Heval Deniz’i, 2013 sonbaharında tanıdım. Maxmur alanında basın sorumlusuydu. Cana yakın ve kendi yanındaki arkadaşlara çalışmaları öğretmek için büyük bir çabanın içerisindeydi. Aynı şekilde bana da çalışmaları öğretmeye başladı. Birçok fırtınaya göğüs germiş bir insandı. Neyin nasıl yapılması gerektiğini en ince ayrıntısına kadar hesaplayan ve buna göre hareket eden bir arkadaştı. Onu tanımak için yaşamına bakmak yeterliydi. Amacı net ve ne yapacağından emin bir militandı. Hiçbir şekilde gerekçe göstermeden yaşanan savaş gerçekliğini birebir aktardığı TV’lerde, halkının sesi, savaşçıların moral kaynağı olmayı bildi. Kamerası elinden düşmeden, tıpkı gerilla komutanlığı yaptığı dönemlerdeki gibi bu sefer de milyonlara sesini duyurdu. Onun sesiyle yaşanılan Maxmur savaşının ayrıntılarını öğrenebildik. O sesiyle binlerce kişinin gözü ve kulağı oldu.

ÇOK İYİ BİR EĞİTMENDİ

Halkının sorunlarına çözüm arayan ve kendisini yaşamın her alanına karşı sorumlu gören biriydi.
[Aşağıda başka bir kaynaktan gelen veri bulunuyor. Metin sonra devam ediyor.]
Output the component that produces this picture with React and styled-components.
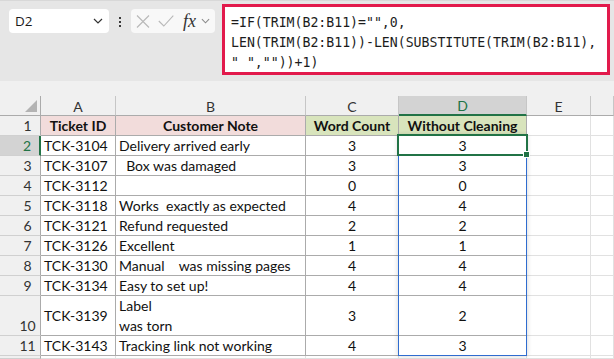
import React from "react";
import styled, { createGlobalStyle, css } from "styled-components";

const GlobalStyle = createGlobalStyle`
  html, body { margin: 0; padding: 0; background: #ffffff; overflow: hidden; }
  #root { width: 614px; height: 359px; overflow: hidden; }
`;

const Page = styled.div`
  width: 614px;
  height: 359px;
  display: flex;
  flex-direction: column;
  overflow: hidden;
`;

const Toolbar = styled.div`
  height: 81px;
  flex: none;
  box-sizing: border-box;
  background: #e6e6e6;
  border-top: 1px solid #d8d8d8;
  display: flex;
  align-items: flex-start;
  padding: 3px 0 0 9px;
`;

const NameBox = styled.div`
  margin-top: 5px;
  width: 100px;
  height: 24px;
  box-sizing: border-box;
  background: #ffffff;
  border-radius: 4px;
  display: flex;
  align-items: center;
  justify-content: space-between;
  padding: 0 6px 0 6px;
  font-family: "Open Sans", "Noto Sans", sans-serif;
  font-size: 13.5px;
  color: #1a1a1a;
`;

const Dots = styled.div`
  margin: 13px 10px 0 10px;
  width: 2px;
  display: flex;
  flex-direction: column;
  gap: 2px;
`;

const Dot = styled.span`
  width: 2px;
  height: 2px;
  background: #3a3a3a;
`;

const FxBox = styled.div`
  margin-top: 5px;
  width: 84px;
  height: 24px;
  box-sizing: border-box;
  background: #f8f8f8;
  border-radius: 4px;
  display: flex;
  align-items: center;
  padding: 0 3px 0 5px;
  gap: 8px;
`;

const FxLabel = styled.span`
  font-family: "Liberation Serif", "DejaVu Serif", serif;
  font-style: italic;
  font-size: 18px;
  color: #333;
  line-height: 1;
  margin-left: 1px;
  margin-right: -3px;
`;

const FormulaBox = styled.div`
  margin-left: 7px;
  width: 388px;
  height: 71px;
  box-sizing: border-box;
  background: #ffffff;
  border: 3px solid #e21a4c;
  padding: 6px 0 0 6px;
  font-family: "DejaVu Sans Mono", "Liberation Mono", monospace;
  font-size: 13.2px;
  line-height: 20px;
  color: #1c1c1c;
  white-space: pre;
`;

const Band = styled.div`
  height: 15px;
  flex: none;
  background: #f0f0f0;
`;

const Sheet = styled.div`
  flex: 1;
  display: grid;
  grid-template-columns: 41px 75px 190px 93px 128px 64px 1fr;
  grid-template-rows: 20px repeat(9, 20px) 40px 20px 1fr;
  font-family: Lato, "Noto Sans", sans-serif;
  font-size: 14px;
  color: #111;
  background: #ffffff;
`;

const placed = css`
  grid-row: ${(p) => p.$r};
  grid-column: ${(p) => p.$c};
`;

const Corner = styled.div`
  grid-row: 1;
  grid-column: 1;
  background: #f0f0f0;
  border-right: 1px solid #ababab;
  border-bottom: 1px solid #ababab;
  box-sizing: border-box;
  display: flex;
  align-items: flex-end;
  justify-content: flex-end;
  padding: 0 3px 3px 0;
`;

const ColHead = styled.div`
  ${placed}
  box-sizing: border-box;
  background: ${(p) => (p.$active ? "#d3d3d3" : "#f0f0f0")};
  color: ${(p) => (p.$active ? "#217346" : "#333")};
  border-right: 1px solid #c6c6c6;
  border-bottom: ${(p) => (p.$active ? "2px solid #217346" : "1px solid #ababab")};
  display: flex;
  align-items: center;
  justify-content: center;
  padding-top: 1px;
`;

const RowHead = styled.div`
  ${placed}
  box-sizing: border-box;
  background: ${(p) => (p.$active ? "#d3d3d3" : "#f0f0f0")};
  color: ${(p) => (p.$active ? "#217346" : "#333")};
  border-right: ${(p) => (p.$active ? "2px solid #217346" : "1px solid #ababab")};
  border-bottom: 1px solid #d0d0d0;
  display: flex;
  align-items: ${(p) => (p.$tall ? "flex-end" : "center")};
  justify-content: center;
  padding-left: 15px;
  padding-bottom: ${(p) => (p.$tall ? "1px" : "0")};
`;

const Cell = styled.div`
  ${placed}
  box-sizing: border-box;
  border-right: 1px solid ${(p) => (p.$plain ? "#e1e1e1" : "#ababab")};
  border-bottom: 1px solid ${(p) => (p.$plain ? "#e1e1e1" : "#ababab")};
  background: ${(p) => p.$bg || "#ffffff"};
  display: flex;
  align-items: center;
  justify-content: ${(p) => (p.$center ? "center" : "flex-start")};
  padding: 0 3px;
  white-space: pre;
  line-height: 20px;
  overflow: hidden;
  ${(p) =>
    p.$bold &&
    css`
      font-weight: 700;
    `}
`;

const SpillRange = styled.div`
  grid-column: 5;
  grid-row: 3 / 13;
  margin: -1px 0 0 -1px;
  border: 1px solid #2f6ccf;
  box-shadow: 0 0 5px rgba(0, 0, 0, 0.18);
  pointer-events: none;
`;

const Selection = styled.div`
  grid-column: 5;
  grid-row: 3;
  margin: -2px -1px 0 -2px;
  border: 2px solid #217346;
  position: relative;
  pointer-events: none;
`;

const Handle = styled.span`
  position: absolute;
  right: -4px;
  bottom: -4px;
  width: 7px;
  height: 7px;
  box-sizing: border-box;
  background: #217346;
  border: 1px solid #ffffff;
`;

const Chevron = ({ color = "#333", w = 10 }) => (
  <svg width={w} height="6" viewBox="0 0 10 6">
    <path d="M1 1 L5 5 L9 1" fill="none" stroke={color} strokeWidth="1.2" />
  </svg>
);

const CancelIcon = () => (
  <svg width="14" height="13" viewBox="0 0 14 13">
    <path d="M1 0.5 L13 12.5 M13 0.5 L1 12.5" stroke="#b8b8b8" strokeWidth="1.1" fill="none" />
  </svg>
);

const EnterIcon = () => (
  <svg width="16" height="12" viewBox="0 0 16 12">
    <path d="M0.8 6 L5.8 11 L15.3 0.7" stroke="#b8b8b8" strokeWidth="1.1" fill="none" />
  </svg>
);

const CornerTriangle = () => (
  <svg width="12" height="12" viewBox="0 0 12 12">
    <path d="M12 0 L12 12 L0 12 Z" fill="#b3b3b3" />
  </svg>
);

const rows = [
  ["TCK-3104", "Delivery arrived early", 3, 3],
  ["TCK-3107", "  Box was damaged", 3, 3],
  ["TCK-3112", "", 0, 0],
  ["TCK-3118", "Works  exactly as expected", 4, 4],
  ["TCK-3121", "Refund requested", 2, 2],
  ["TCK-3126", "Excellent", 1, 1],
  ["TCK-3130", "Manual    was missing pages", 4, 4],
  ["TCK-3134", "Easy to set up!", 4, 4],
  ["TCK-3139", "Label\nwas torn", 3, 2],
  ["TCK-3143", "Tracking link not working", 4, 3],
];

const formula = `=IF(TRIM(B2:B11)="",0,
LEN(TRIM(B2:B11))-LEN(SUBSTITUTE(TRIM(B2:B11),
" ",""))+1)`;

const letters = ["A", "B", "C", "D", "E", "F"];

export default function App() {
  return (
    <Page>
      <GlobalStyle />
      <Toolbar>
        <NameBox>
          <span>D2</span>
          <Chevron />
        </NameBox>
        <Dots>
          <Dot />
          <Dot />
          <Dot />
        </Dots>
        <FxBox>
          <CancelIcon />
          <EnterIcon />
          <FxLabel>fx</FxLabel>
          <Chevron color="#8a8a8a" w={9} />
        </FxBox>
        <FormulaBox>{formula}</FormulaBox>
      </Toolbar>
      <Band />
      <Sheet>
        <Corner>
          <CornerTriangle />
        </Corner>
        {letters.map((c, i) => (
          <ColHead key={c} $r={1} $c={i + 2} $active={c === "D"}>
            {c === "F" ? "" : c}
          </ColHead>
        ))}

        <RowHead $r={2} $c={1}>1</RowHead>
        <Cell $r={2} $c={2} $bg="#f2dcdb" $bold $center>Ticket ID</Cell>
        <Cell $r={2} $c={3} $bg="#f2dcdb" $bold $center>Customer Note</Cell>
        <Cell $r={2} $c={4} $bg="#d8e4bc" $bold $center>Word Count</Cell>
        <Cell $r={2} $c={5} $bg="#d8e4bc" $bold $center>Without Cleaning</Cell>
        <Cell $r={2} $c={6} $plain />
        <Cell $r={2} $c={7} $plain />

        {rows.map((r, i) => {
          const n = i + 2;
          const gr = n + 1;
          return (
            <React.Fragment key={n}>
              <RowHead $r={gr} $c={1} $active={n === 2} $tall={n === 10}>{n}</RowHead>
              <Cell $r={gr} $c={2}>{r[0]}</Cell>
              <Cell $r={gr} $c={3}>{r[1]}</Cell>
              <Cell $r={gr} $c={4} $center>{r[2]}</Cell>
              <Cell $r={gr} $c={5} $center>{r[3]}</Cell>
              <Cell $r={gr} $c={6} $plain />
              <Cell $r={gr} $c={7} $plain />
            </React.Fragment>
          );
        })}

        <RowHead $r={13} $c={1} />
        {[2, 3, 4, 5, 6, 7].map((c) => (
          <Cell key={c} $r={13} $c={c} $plain />
        ))}

        <SpillRange />
        <Selection>
          <Handle />
        </Selection>
      </Sheet>
    </Page>
  );
}
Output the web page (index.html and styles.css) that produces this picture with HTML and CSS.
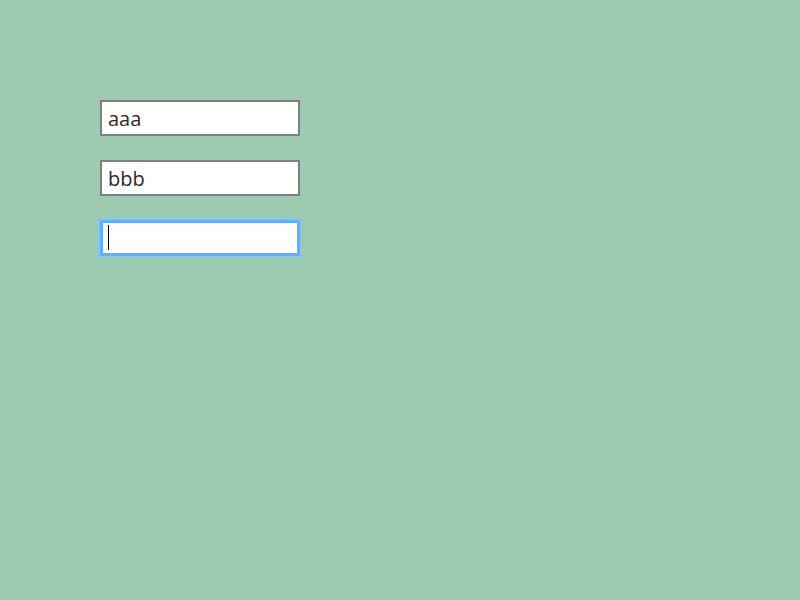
FILE: index.html
```html
<!DOCTYPE html>
<html>
<head>
<meta charset="utf-8">
<link rel="stylesheet" href="styles.css">
</head>
<body>
<div class="form">
  <input class="field" type="text" value="aaa">
  <input class="field" type="text" value="bbb">
  <div class="field-wrap">
    <input class="field" type="text" value="" autofocus>
    <span class="caret" aria-hidden="true"></span>
  </div>
</div>
</body>
</html>
```
FILE: styles.css
```css
html, body {
  margin: 0;
  height: 100%;
  background: #9ccbb2;
}
.form {
  display: flex;
  flex-direction: column;
  align-items: flex-start;
  gap: 24px;
  padding: 100px;
}
.field-wrap {
  position: relative;
  display: flex;
}
.field {
  box-sizing: border-box;
  width: 200px;
  height: 36px;
  margin: 0;
  padding: 0 6px;
  border: 2px solid #808080;
  border-radius: 0;
  background: #ffffff;
  font-family: "Open Sans", "Noto Sans", sans-serif;
  font-size: 20px;
  color: #2a2a2a;
  caret-color: transparent;
  outline: none;
}
.field:focus {
  border-color: #5fb0f7;
  box-shadow: 0 0 0 2px #8cc4f0, inset 0 0 0 1px #5fb0f7;
}
.caret {
  position: absolute;
  left: 8px;
  top: 5px;
  width: 1px;
  height: 25px;
  background: #000000;
}
```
Kampta çıkardığı gazete dışında ajanslara ve Maxmur dışına çıkan gazetelere de düzenli bir şekilde makale yazıyordu. Yer aldığı çalışma alanında kendisiyle birlikte etrafındaki insanları da çalışmalara yönelttiği gibi sorunları kamuoyuna yansıtmaya çalışarak sorumluluk duygusunu daha fazla geliştirmeyi esas alıyordu. Bunu yaparken aynı sorumluluk duygusunu herkesten bekliyordu ve bunu yaşamın her anında hissettiriyordu. Bu yaşam duruşunun yanında çok iyi bir eğitmendi. Evet, iyi bir eğitmen, yoldaş ve hakikat savaşçısıydı. Yeni gittiğim çalışma alanında bize eğitim verdiğinde önce teorisini daha sonra pratiğini uygulama imkanı yaratıyordu. İşin esasını bize pratik sahada öğretmeyi esas alıyordu.

HİÇBİR ÇALIŞMADAN GERİ KALMAZDI

Dağ, tepe, ova, köy ve şehir demeden her an her yerde çalışmalardan geri kalmazdı ve çalışmalara var olandan fazlasını katardı. PKK militanı, bir de Parti’nin Genç Deniz’i bilinciyle bizlerle de bu temel de tartışırdı. İşleri buna göre planlardı. Bir bakardın Hewlêr’de, bir bakardın matbaada, bir bakardın şehitlikteki anmada, bir bakardın sokaklarda gazetesi elinde ev ev dolaşarak dağıtım yapıyor ve gazeteyi halka ulaştırıyor. Bunları yaparken halkla beraberdi, her an her yerde halkla birlikteydi.

Onun anısına Maxmur Gençlik Örgütü tarafından düzenlenen Şehit Deniz Fırat Öykü ve Şiir Yarışması’na her yıl güçlü katılım oluyor. İsmi, bir ortaokula verilerek anısına olan bağlılık daha da güçlendi.

PKK tarihinde önemli bir yer tutan ve destanlar yaratan bir yoldaşımızı anlatmaya çalışırken, hakkını veremeyeceğimi bilerek yazdım. Böylesi kişilikler her zaman tarihin misafirleri olmazlar. Olduklarında ise onları oldukları gibi anlatmak, yazmak, şiirleştirmek ve hatta türküleştirmek her zaman başarılamayabilir. Hele hele bitmemiş bir devrim sürecinde böylesine bir kahramanı yazmaya kalkışmak, eksik kalır.

Gözünüz, yüreğiniz arkada kalmasın. Ruhlarınız rahat uyusun yurdumun kutsal topraklarında. Sizi unutmayacağız.